I will first talk about the way I understand the DFT.
Let $u:[0,2\pi)\to \mathbb{R}$ and consider the equally spaced sample of $u$ (sample size $N$): $\{u[0],u[1], \cdots u[N-1]\}$ where $u[n] = u(n\Delta x)$ for $n=0,1,\cdots N-1$ and $\Delta x = \frac{2\pi}{N}$. The Fourier coefficient of $u$ is defined by
$\displaystyle \hat{u}[k] = \frac{1}{2\pi}\int_{0}^{2\pi}u(x)e^{-ikx}dx\tag*{}, k\in \mathbb{Z}$
We can approximate the Fourier coefficient of $u$ by discretizing the integral:
$\displaystyle \hat{u}[k] \sim \frac{1}{2\pi} \sum_{n=0}^{N-1} u(n\Delta x)e^{-ikn\Delta x}\Delta x\tag*{}$
Substituting the $u[n]=u(n\Delta x), \Delta x = 2\pi/N$ would get us
$\displaystyle \hat{u}[k] \sim \frac{1}{N} \sum_{n=0}^{N-1} u[n]e^{-i\frac{2\pi kn}{N} }\tag*{}$
The right-hand side is called the discrete Fourier transform of $u$. Assuming that the $\hat{u}[k]$ vanishes for large enough $k$, we can assume that the range of the index $k$ is $k=-N/2, \cdots N/2-1$ for large enough even $N$.
Main Question.
Now let's say I want to approximate the Fourier coefficient of $u^2$ from the DFT sequence $\{\hat{u}[-N/2],\cdots,\hat{u}[N/2-1]\}$. Strictly, it is the discrete convolution:
$\displaystyle \hat{u^2}[k] = \sum_{j=-\infty}^{\infty}\hat{u}[j]\hat{u}[k-j] \tag*{}$
Using the assumption that $\hat{u}[k]$ vanishes outside of $-N/2, \cdots N/2-1$, $j$ should satisfy $-N/2\leq j\leq N/2-1$ and $-N/2\leq k-j \leq N/2-1$( or $k+1-N/2\leq j\leq k+N/2$).
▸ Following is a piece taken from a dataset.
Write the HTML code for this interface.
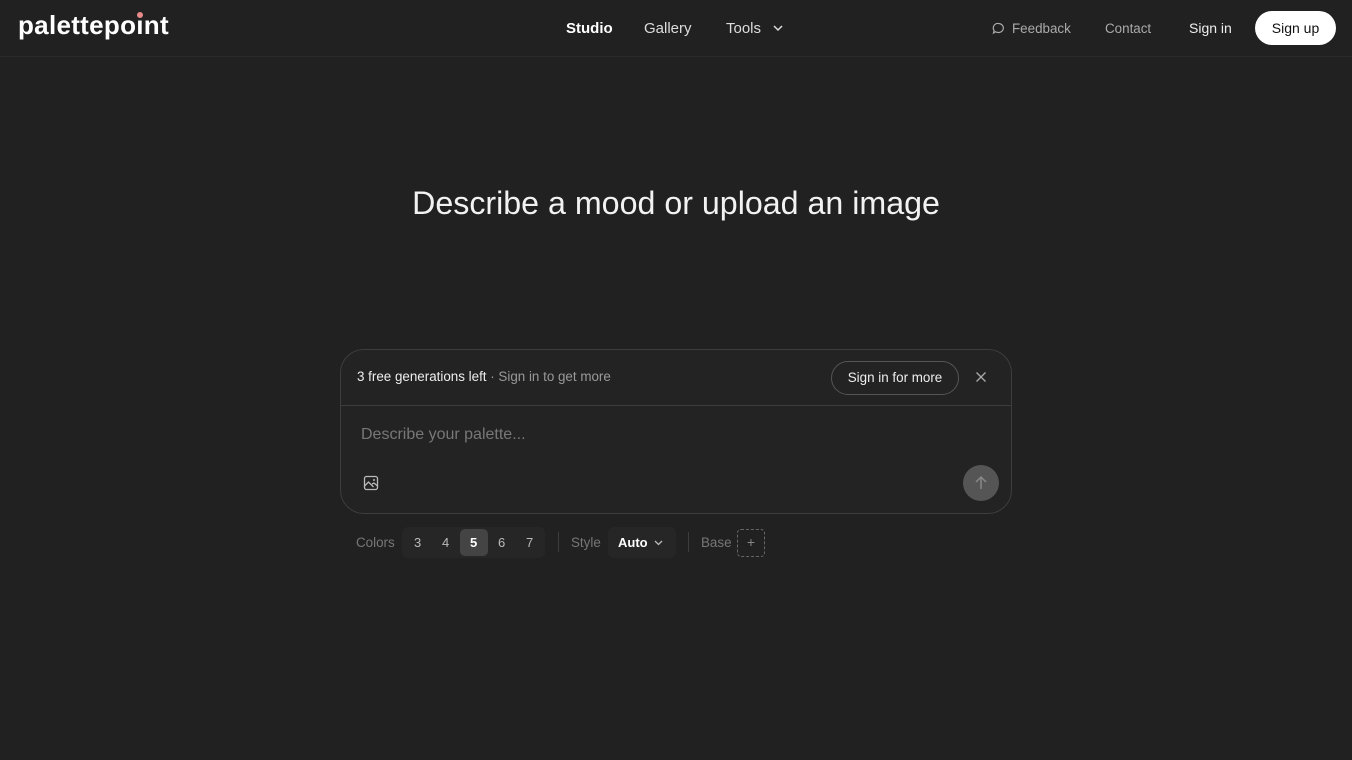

So
$\displaystyle \hat{u^2}[k] = \sum_{j=\textrm{max}\{-N/2,\textrm{ }k+1-N/2\}}^{\textrm{min}\{N/2-1,\textrm{ }k+N/2\}}\hat{u}[j]\hat{u}[k-j] \tag*{}$
which looks too complicated. I would imagine that this would be equal to the circular convolution, but I am not sure how to prove it.